There are many books written about God that claim to be purveyors of light and truth. There are many private opinions about Jesus Christ. There are even some religions that are concocted in the human heart. There are many false prophets who claim to be inspired by the Holy Spirit. How can we distinguish between the genuine and the spurious?

We must consider the eye-witness accounts to see whether they ring true. Peter claims that he, along with the other prophets and apostles were 'prompted' or 'carried along' by the Holy Spirit. These words convey the thought of the winds filling the sails of a ship, or wind-surfer, or the current, sweeping you along the river to the destination of God's choice. The human author, brings his personality, his literary style, and his experience to his writing; but it is God's involvement with the author and his words that makes Scripture unique. It is claimed that God has spoken in the words of the Bible. If so, we need to pay attention to what he has to say.
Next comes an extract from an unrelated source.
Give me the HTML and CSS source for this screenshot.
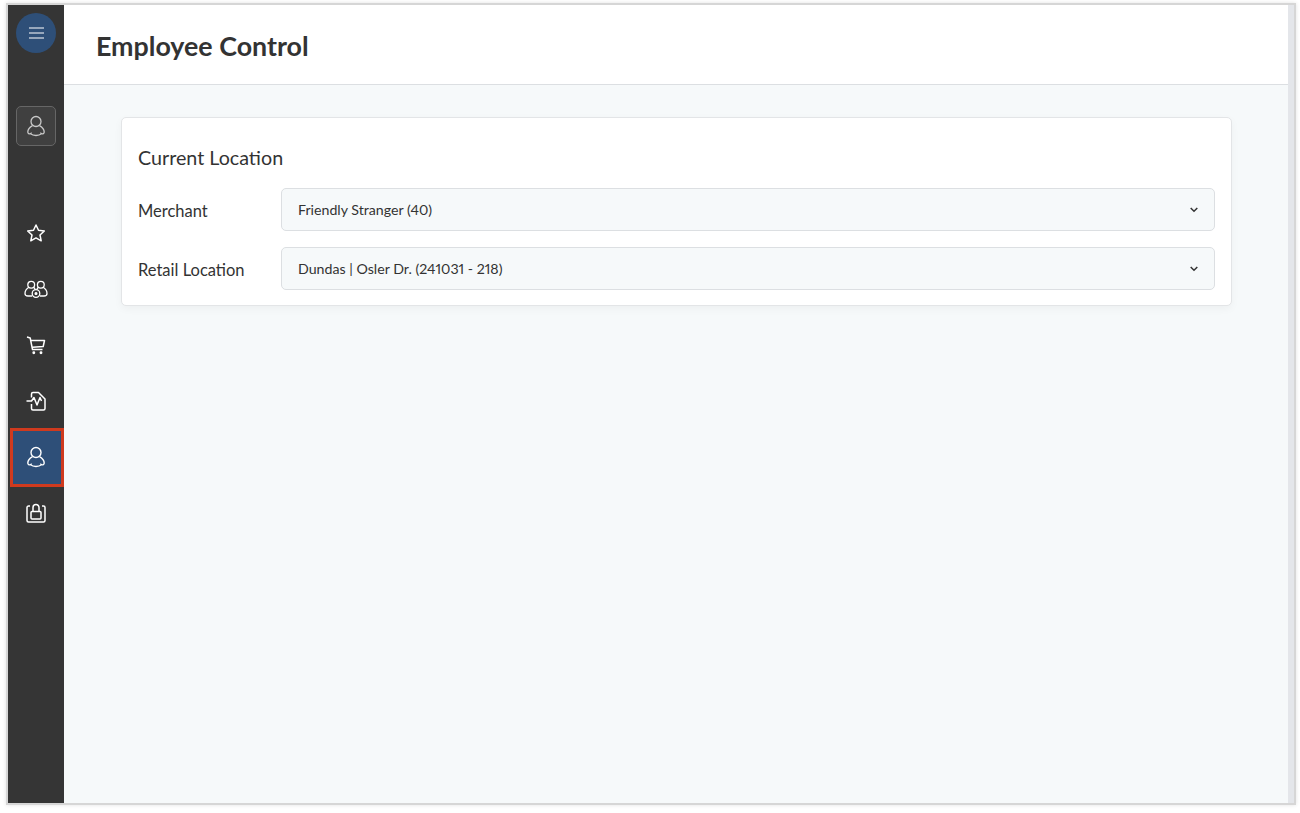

The reason that the Bible is so desirable, so sought after, so much a bestseller, is that when it is read with the eyes of faith, when so much else in life is full of confusion, it provides a reliable light in the darkness. It gives us authentic testimony about Jesus Christ by those who were there. And the Jesus Christ they write about is the Savior of the world, the Light of the Nations, the Alpha and the Omega, the beginning and end of human history, the fulfillment of the hopes and desires of those who seek salvation.